恋愛リアリティ番組の出演者は20歳前後であり、【10代×恋愛×back number】という最良の方程式が生まれています。その他のタイアップ番組においては出演者(特に恋をするカップル役)が10代とは離れている場合もありますが、逆に言えば地上波を中心に10代を主人公とする映像作品自体が多くないこともあり、恋愛ドラマを観てback numberにハマった10代が増えた可能性も考えられます。
2010年以前デビューのback numberが10代から支持を集めるもうひとつの理由は、彼らのサブスク解禁がLINE MUSIC先行だった点にあると考えます。
(なおこの点について最初に紹介した上記ブログエントリーでは、一部デジタルプラットフォーム限定での解禁に加えて、その解禁アナウンスが誤解を招きかねないことに対し疑問を記しています。)
LINE MUSICは10代に特に支持されているサブスクサービスであることが、今年春に『TALK ABOUT』(TBSラジオ)が10代に対し行ったアンケート結果から解ります。なおこのアンケートでは音楽以外のサブスクサービスも含まれています。
またLINE MUSICは、Apple MusicやSpotifyに比べて流行するまでのスピードが速いのが特徴であり、その点も10代の流行の速度と合致すると言えるでしょう。
LINE MUSICにおいてはTikTokで話題だったり映像作品のタイアップだったりと、若年層に人気がある曲がいち早く上位に進出、時にロングヒットを続ける状況です。
back numberが当初LINE MUSIC限定でサブスクを解禁したのは彼らの消極的な姿勢が反映されたのではと捉えていましたが、ともすれば彼らは10代の支持を得るべくLINE MUSIC限定という手法を選んだのかもしれません。それが今の人気につながっているならば、その中長期的な戦略には驚かされます。

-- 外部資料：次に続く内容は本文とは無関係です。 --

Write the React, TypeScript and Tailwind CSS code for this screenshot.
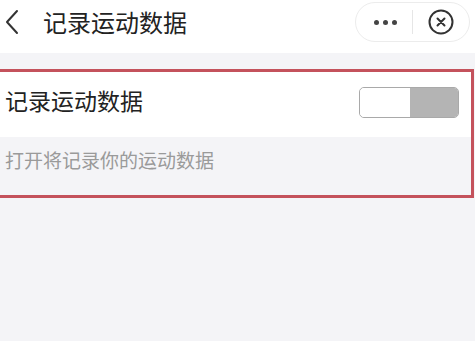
export default function App() {
  return (
    <div
      className="h-[341px] w-[475px] overflow-hidden bg-[#f4f4f7]"
      style={{ fontFamily: '"Noto Sans CJK SC", "Noto Sans", sans-serif' }}
    >
      {/* Navigation bar */}
      <header className="flex h-[53px] items-center bg-white pb-[9px]">
        <svg width="16" height="26" viewBox="0 0 16 26" className="ml-[4px]">
          <path d="M13 2 L3 13 L13 24" fill="none" stroke="#333" strokeWidth="2" strokeLinecap="round" strokeLinejoin="round" />
        </svg>
        <h1 className="ml-[23px] text-[24px] leading-none text-[#222]">记录运动数据</h1>
        <div className="ml-auto mr-[5px] flex h-[40px] w-[115px] items-center rounded-full border border-[#ececec] bg-white">
          <div className="flex w-[56px] items-center justify-center gap-[4px] pl-[2px]">
            <span className="h-[5px] w-[5px] rounded-full bg-[#444]" />
            <span className="h-[5px] w-[5px] rounded-full bg-[#444]" />
            <span className="h-[5px] w-[5px] rounded-full bg-[#444]" />
          </div>
          <div className="h-[24px] w-px bg-[#e6e6e6]" />
          <div className="flex flex-1 items-center justify-center">
            <svg width="26" height="26" viewBox="0 0 26 26">
              <circle cx="13" cy="13" r="11.5" fill="none" stroke="#333" strokeWidth="2" />
              <path d="M9.5 9.5 L16.5 16.5 M16.5 9.5 L9.5 16.5" stroke="#333" strokeWidth="2" strokeLinecap="round" />
            </svg>
          </div>
        </div>
      </header>

      {/* Highlighted setting */}
      <section className="mr-[1px] mt-[16px] border-y-[3px] border-r-[3px] border-l-0 border-[#c4525c]">
        <div className="flex h-[65px] items-center bg-white pb-[5px] pl-[5px] pr-[12px]">
          <span className="mb-[3px] text-[23px] leading-none text-[#222]">记录运动数据</span>
          <div className="ml-auto flex h-[31px] w-[100px] overflow-hidden rounded-[5px] border border-[#a9a9a9]">
            <div className="w-[50px] rounded-[4px] bg-white" />
            <div className="flex-1 bg-[#b4b4b4]" />
          </div>
        </div>
        <div className="flex h-[58px] items-center bg-[#f4f4f7] pb-[14px] pl-[5px]">
          <span className="text-[19px] leading-none text-[#9a9a9a]">打开将记录你的运动数据</span>
        </div>
      </section>
    </div>
  );
}
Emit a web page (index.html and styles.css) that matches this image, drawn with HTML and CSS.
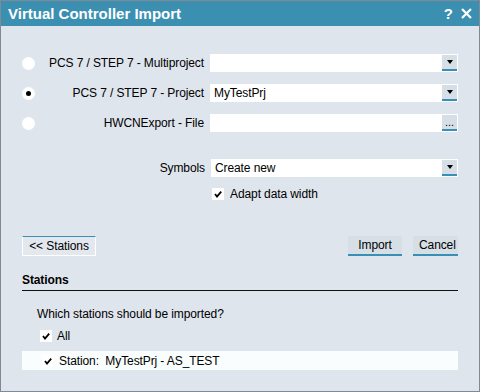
FILE: index.html
```html
<!DOCTYPE html>
<html lang="en">
<head>
  <meta charset="UTF-8">
  <title>Virtual Controller Import</title>
  <link rel="stylesheet" href="styles.css">
</head>
<body>

  <div class="window">
    <div class="titlebar">
      <span class="title">Virtual Controller Import</span>
      <div class="title-buttons">
        <span class="help">?</span>
        <svg class="close" width="11" height="11" viewBox="0 0 11 11">
          <path d="M1 1 L10 10 M10 1 L1 10" stroke="#fff" stroke-width="2.2" fill="none"/>
        </svg>
      </div>
    </div>

    <div class="content">
      <!-- Source selection -->
      <div class="form-grid">
        <span class="radio"></span>
        <label class="field-label">PCS 7 / STEP 7 - Multiproject</label>
        <div class="combo">
          <span class="combo-text"></span>
          <span class="combo-btn"><span class="arrow"></span></span>
        </div>

        <span class="radio checked"></span>
        <label class="field-label">PCS 7 / STEP 7 - Project</label>
        <div class="combo">
          <span class="combo-text">MyTestPrj</span>
          <span class="combo-btn"><span class="arrow"></span></span>
        </div>

        <span class="radio"></span>
        <label class="field-label">HWCNExport - File</label>
        <div class="combo">
          <span class="combo-text"></span>
          <span class="combo-btn dots">...</span>
        </div>
      </div>

      <!-- Options -->
      <div class="form-grid options">
        <span></span>
        <label class="field-label">Symbols</label>
        <div class="combo">
          <span class="combo-text">Create new</span>
          <span class="combo-btn"><span class="arrow"></span></span>
        </div>
      </div>
      <div class="check-row adapt">
        <span class="checkbox"><svg width="12" height="12" viewBox="0 0 12 12"><path d="M3 6 L5 8.5 L9.2 3.6" stroke="#000" stroke-width="1.8" fill="none"/></svg></span>
        <span>Adapt data width</span>
      </div>

      <div class="button-row">
        <button class="btn btn-toggle">&lt;&lt; Stations</button>
        <div class="button-group">
          <button class="btn">Import</button>
          <button class="btn">Cancel</button>
        </div>
      </div>

      <!-- Stations -->
      <div class="section">
        <h3 class="section-title">Stations</h3>
        <p class="question">Which stations should be imported?</p>
        <div class="check-row all">
          <span class="checkbox"><svg width="12" height="12" viewBox="0 0 12 12"><path d="M3 6 L5 8.5 L9.2 3.6" stroke="#000" stroke-width="1.8" fill="none"/></svg></span>
          <span>All</span>
        </div>
        <div class="station-item">
          <span class="checkbox"><svg width="12" height="12" viewBox="0 0 12 12"><path d="M3 6 L5 8.5 L9.2 3.6" stroke="#000" stroke-width="1.8" fill="none"/></svg></span>
          <span>Station:&nbsp; MyTestPrj - AS_TEST</span>
        </div>
      </div>
    </div>
  </div>

</body>
</html>
```

FILE: styles.css
```css
/* Basic Reset */
* {
  box-sizing: border-box;
  margin: 0;
  padding: 0;
}

body {
  font-family: "Liberation Sans", Arial, sans-serif;
  font-size: 12px;
  letter-spacing: -0.1px;
  color: #000;
  background-color: #dfe5ec;
}

.window {
  width: 480px;
  height: 392px;
  border: 1px solid #7f8a95;
  background-color: #dfe5ec;
}

.titlebar {
  height: 25px;
  background-color: #3b90b1;
  color: #fff;
  display: flex;
  align-items: center;
  justify-content: space-between;
  padding: 0 7px 0 7px;
}

.title {
  font-size: 15px;
  font-weight: bold;
  letter-spacing: 0;
}

.title-buttons {
  display: flex;
  align-items: center;
  gap: 8px;
}

.help {
  font-size: 15px;
  font-weight: bold;
  letter-spacing: 0;
}

.content {
  padding: 28px 21px 0 20px;
}

.form-grid {
  display: grid;
  grid-template-columns: 14px 1fr 248px;
  grid-auto-rows: 18px;
  column-gap: 6px;
  row-gap: 12px;
  align-items: center;
}

.field-label {
  text-align: right;
  white-space: nowrap;
}

.radio {
  width: 13px;
  height: 13px;
  margin-left: 1px;
  border-radius: 50%;
  background-color: #fff;
  display: flex;
  align-items: center;
  justify-content: center;
}

.radio.checked::after {
  content: "";
  width: 5px;
  height: 5px;
  border-radius: 50%;
  background-color: #000;
}

.combo {
  height: 18px;
  background-color: #fff;
  display: flex;
  align-items: center;
  justify-content: space-between;
  padding: 1px 1px 1px 4px;
}

.combo-btn {
  width: 15px;
  height: 16px;
  background-color: #d6dee6;
  border-bottom: 2px solid #3a8fb5;
  display: flex;
  align-items: center;
  justify-content: center;
}

.arrow {
  width: 0;
  height: 0;
  border-left: 3.5px solid transparent;
  border-right: 3.5px solid transparent;
  border-top: 4px solid #000;
}

.combo-btn.dots {
  font-size: 11px;
  line-height: 1;
  align-items: flex-end;
  padding-bottom: 1px;
  letter-spacing: 0;
}

.options {
  margin-top: 27px;
  grid-template-columns: 14px 1fr 247px;
}

.check-row {
  display: flex;
  align-items: center;
  gap: 6px;
}

.adapt {
  margin: 10px 0 0 191px;
}

.checkbox {
  width: 12px;
  height: 12px;
  background-color: #fff;
  display: inline-flex;
}

.button-row {
  margin-top: 35px;
  margin-left: 1px;
  display: flex;
  justify-content: space-between;
}

.button-group {
  display: flex;
  gap: 11px;
}

.btn {
  font-family: inherit;
  font-size: 12px;
  letter-spacing: -0.1px;
  height: 20px;
  padding: 0 6px;
  background-color: #d6dee6;
  border: none;
  border-bottom: 2px solid #3a8fb5;
  color: #000;
}

.btn-toggle {
  width: 74px;
  background-color: #e2e8ee;
  border: 1px solid #fff;
  border-top: 1px solid #3a8fb5;
}

.button-group .btn:first-child {
  width: 54px;
}

.button-group .btn:last-child {
  width: 45px;
}

.section {
  margin: 17px 0 0 1px;
}

.section-title {
  font-size: 12px;
  font-weight: bold;
  padding-bottom: 3px;
  border-bottom: 1px solid #111;
}

.question {
  margin: 16px 0 0 15px;
}

.all {
  margin: 8px 0 0 18px;
  gap: 5px;
}

.station-item {
  margin-top: 8px;
  height: 19px;
  background-color: #fafdfe;
  display: flex;
  align-items: center;
  gap: 5px;
  padding-left: 20px;
}
```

またこの戦略は「黄色」についても当てはまると言えるでしょう。この曲は最新チャートの集計期間初日にリリースされ1週間フル加算されていますが、リリース前日にTikTokでのライブ配信にてパフォーマンスされており、TikTokユーザーに「黄色」をより強く印象付けさせたことは間違いありません。
#backnumber「#黄色」について。
— Kei (@Kei_radio) 2021年10月6日
『9月26日のTikTokライブ配信『back number TikTok LIVE&TALK』におけるライブ初披露を起点に開始し、翌27日に「ミュージックビデオがback numberの公式YouTubeチャンネルでプレミア公開された。同日のデジタル解禁、29日にフィジカル発売』
戦略、徹底していますね。 https://t.co/6C9oVafIu9
サブスクおよびその再生回数に基づくストリーミング指標が、ビルボードジャパンソングスチャートでの躍進や社会的ヒットを築くための主流になった現在にあって、2010年代前半以前にデビューやブレイクした歌手はサブスクでのヒット誕生に苦心している印象があります。その点においてback numberのヒットは、下地作りも含めて見事と言えるのではないでしょうか。
*1:back numberは2009年、ミニアルバム『逃した魚』でデビュー。